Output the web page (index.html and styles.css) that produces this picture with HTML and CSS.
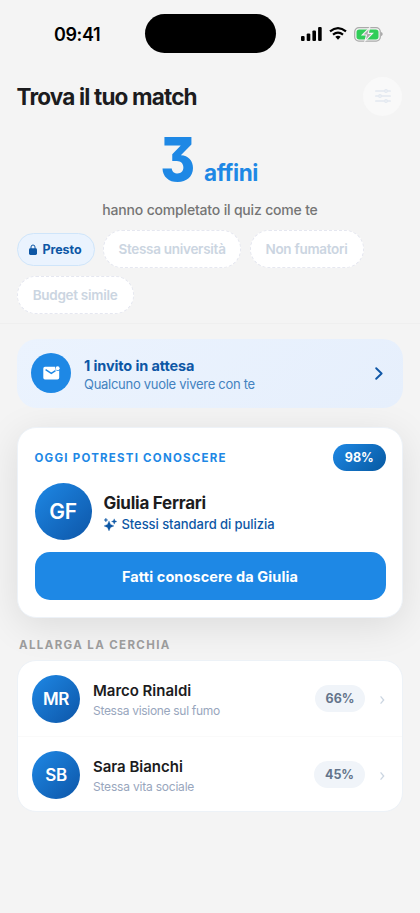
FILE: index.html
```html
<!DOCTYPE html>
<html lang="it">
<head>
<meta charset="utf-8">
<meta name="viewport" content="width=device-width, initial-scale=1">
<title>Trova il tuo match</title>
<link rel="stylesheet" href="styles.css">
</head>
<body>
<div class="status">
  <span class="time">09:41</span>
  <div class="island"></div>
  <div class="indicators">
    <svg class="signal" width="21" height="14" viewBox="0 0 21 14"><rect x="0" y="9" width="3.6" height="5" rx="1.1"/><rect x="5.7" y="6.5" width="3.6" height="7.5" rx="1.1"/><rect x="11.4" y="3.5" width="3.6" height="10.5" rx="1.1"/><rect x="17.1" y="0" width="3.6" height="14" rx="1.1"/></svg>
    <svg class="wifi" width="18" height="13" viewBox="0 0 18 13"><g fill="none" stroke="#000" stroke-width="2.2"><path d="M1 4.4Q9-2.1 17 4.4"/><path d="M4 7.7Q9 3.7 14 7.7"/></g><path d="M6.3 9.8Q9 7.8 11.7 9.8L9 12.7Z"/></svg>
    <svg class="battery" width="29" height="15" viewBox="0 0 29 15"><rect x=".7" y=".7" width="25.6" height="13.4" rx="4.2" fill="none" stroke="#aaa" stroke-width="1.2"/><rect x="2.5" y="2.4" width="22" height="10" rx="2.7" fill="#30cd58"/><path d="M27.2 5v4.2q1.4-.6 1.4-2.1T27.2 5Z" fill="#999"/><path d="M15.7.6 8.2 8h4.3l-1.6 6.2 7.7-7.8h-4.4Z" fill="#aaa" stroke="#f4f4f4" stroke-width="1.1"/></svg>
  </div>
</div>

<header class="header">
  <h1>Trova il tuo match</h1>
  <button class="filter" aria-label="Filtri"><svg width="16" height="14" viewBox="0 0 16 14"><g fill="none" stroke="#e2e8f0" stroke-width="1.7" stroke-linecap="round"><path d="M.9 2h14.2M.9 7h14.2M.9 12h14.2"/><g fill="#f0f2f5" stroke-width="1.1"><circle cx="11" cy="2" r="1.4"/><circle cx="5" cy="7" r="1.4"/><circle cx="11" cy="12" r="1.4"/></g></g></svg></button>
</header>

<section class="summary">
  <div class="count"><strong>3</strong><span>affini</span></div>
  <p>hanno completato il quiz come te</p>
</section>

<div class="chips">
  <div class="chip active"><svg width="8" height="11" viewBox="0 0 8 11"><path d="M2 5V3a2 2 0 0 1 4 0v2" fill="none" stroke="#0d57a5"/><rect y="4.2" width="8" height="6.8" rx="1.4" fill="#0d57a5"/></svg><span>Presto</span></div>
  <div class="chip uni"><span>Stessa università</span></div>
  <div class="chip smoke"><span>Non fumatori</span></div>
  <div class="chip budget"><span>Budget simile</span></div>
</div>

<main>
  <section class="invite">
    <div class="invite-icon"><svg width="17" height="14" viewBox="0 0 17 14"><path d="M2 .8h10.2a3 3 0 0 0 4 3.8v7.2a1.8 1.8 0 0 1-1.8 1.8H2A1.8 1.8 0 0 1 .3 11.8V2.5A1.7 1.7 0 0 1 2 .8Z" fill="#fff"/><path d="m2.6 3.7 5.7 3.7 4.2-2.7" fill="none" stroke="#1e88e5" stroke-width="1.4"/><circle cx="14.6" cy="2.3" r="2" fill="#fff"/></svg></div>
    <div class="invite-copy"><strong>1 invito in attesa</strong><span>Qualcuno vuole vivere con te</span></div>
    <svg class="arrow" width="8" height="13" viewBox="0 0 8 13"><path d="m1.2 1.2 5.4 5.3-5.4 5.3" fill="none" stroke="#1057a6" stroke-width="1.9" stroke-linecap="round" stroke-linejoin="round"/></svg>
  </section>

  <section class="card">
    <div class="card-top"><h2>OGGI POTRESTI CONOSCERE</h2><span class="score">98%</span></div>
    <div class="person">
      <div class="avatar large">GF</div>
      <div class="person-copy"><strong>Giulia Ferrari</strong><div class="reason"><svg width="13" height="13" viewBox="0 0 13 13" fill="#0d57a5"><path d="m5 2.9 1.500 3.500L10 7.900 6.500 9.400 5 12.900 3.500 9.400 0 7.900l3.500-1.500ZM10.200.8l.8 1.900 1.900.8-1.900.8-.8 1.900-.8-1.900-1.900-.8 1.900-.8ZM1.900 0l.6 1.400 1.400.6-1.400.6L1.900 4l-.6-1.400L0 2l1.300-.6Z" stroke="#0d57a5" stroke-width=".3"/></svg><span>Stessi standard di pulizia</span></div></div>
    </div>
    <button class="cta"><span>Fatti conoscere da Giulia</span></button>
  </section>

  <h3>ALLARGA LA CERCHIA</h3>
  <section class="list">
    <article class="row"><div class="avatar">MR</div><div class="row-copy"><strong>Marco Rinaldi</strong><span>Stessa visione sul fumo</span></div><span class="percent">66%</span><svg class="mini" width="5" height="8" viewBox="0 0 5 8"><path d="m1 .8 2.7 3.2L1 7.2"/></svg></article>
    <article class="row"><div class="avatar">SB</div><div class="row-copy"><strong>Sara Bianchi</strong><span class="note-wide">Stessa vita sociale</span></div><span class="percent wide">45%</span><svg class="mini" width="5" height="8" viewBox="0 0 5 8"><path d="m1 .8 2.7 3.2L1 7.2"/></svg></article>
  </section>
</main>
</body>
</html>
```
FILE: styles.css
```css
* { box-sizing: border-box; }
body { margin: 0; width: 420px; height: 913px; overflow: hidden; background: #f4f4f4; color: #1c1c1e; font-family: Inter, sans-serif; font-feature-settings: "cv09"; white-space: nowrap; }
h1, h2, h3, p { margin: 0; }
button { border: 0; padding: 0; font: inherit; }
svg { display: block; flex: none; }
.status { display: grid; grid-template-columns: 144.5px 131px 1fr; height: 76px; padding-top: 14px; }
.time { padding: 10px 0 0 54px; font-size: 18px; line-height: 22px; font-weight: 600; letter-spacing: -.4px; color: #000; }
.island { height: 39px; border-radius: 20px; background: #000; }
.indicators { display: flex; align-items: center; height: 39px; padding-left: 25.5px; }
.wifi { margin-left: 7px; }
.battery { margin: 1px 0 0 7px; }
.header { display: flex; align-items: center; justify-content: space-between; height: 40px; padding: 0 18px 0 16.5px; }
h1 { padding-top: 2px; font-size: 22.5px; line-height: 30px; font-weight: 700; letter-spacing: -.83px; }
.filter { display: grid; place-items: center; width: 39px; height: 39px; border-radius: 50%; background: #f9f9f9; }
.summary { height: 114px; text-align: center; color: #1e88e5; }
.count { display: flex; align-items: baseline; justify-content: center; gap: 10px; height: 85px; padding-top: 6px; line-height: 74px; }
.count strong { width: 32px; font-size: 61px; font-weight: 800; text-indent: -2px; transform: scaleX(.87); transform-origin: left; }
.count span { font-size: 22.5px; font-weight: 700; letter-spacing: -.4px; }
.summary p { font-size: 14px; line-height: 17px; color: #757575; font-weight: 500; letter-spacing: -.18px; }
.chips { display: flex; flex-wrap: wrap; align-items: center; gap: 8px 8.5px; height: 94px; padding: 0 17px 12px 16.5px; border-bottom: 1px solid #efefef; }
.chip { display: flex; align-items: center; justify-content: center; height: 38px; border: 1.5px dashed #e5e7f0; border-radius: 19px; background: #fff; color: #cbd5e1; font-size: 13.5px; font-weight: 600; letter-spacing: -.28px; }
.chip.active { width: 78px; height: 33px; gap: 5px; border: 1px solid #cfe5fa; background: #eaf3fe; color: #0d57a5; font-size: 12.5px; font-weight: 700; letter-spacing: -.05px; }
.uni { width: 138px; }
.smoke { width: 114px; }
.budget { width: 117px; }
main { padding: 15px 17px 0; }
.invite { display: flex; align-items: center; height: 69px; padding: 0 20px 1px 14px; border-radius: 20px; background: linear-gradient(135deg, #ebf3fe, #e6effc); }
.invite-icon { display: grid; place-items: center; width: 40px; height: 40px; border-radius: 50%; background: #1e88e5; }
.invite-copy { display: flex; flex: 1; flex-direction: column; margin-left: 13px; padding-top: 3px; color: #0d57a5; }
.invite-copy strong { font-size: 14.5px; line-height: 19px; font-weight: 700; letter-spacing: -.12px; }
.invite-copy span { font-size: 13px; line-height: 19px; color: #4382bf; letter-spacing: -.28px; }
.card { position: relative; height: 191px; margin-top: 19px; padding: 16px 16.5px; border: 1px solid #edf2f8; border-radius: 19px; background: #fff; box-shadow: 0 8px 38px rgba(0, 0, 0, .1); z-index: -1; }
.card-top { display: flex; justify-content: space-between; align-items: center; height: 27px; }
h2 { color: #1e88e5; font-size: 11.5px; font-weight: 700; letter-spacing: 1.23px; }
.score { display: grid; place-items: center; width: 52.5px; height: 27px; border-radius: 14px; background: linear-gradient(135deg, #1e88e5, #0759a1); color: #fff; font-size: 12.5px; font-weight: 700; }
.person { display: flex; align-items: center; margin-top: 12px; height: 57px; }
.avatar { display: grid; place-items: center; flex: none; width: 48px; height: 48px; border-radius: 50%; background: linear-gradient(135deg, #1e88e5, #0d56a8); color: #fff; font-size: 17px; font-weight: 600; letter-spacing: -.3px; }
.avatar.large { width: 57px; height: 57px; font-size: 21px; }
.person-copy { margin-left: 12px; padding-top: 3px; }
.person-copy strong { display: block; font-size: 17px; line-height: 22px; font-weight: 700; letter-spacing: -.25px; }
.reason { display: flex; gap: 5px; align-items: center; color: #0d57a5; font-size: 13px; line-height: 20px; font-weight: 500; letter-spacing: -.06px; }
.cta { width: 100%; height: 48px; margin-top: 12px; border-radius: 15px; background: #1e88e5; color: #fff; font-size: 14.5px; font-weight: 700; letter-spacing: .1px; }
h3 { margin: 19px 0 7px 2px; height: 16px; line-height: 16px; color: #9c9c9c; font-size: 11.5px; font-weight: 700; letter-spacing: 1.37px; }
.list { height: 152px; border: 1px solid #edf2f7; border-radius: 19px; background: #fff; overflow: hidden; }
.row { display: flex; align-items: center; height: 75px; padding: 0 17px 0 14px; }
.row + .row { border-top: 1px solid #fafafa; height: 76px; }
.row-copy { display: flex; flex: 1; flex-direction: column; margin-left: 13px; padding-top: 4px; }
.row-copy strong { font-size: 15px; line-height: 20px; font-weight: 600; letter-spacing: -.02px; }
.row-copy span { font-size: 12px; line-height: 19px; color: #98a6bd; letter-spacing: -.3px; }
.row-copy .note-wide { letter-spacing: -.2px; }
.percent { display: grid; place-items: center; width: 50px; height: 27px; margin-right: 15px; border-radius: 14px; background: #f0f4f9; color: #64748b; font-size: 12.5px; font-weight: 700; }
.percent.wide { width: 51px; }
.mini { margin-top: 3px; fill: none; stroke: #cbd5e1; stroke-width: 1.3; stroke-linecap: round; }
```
● ● ●
■ Aim ■
Look over the listing. Pull out every line with the string "styles" in it.

■ Full solution ■
Output the web page (index.html and styles.css) that produces this picture with HTML and CSS.
<link rel="stylesheet" href="styles.css">
FILE: styles.css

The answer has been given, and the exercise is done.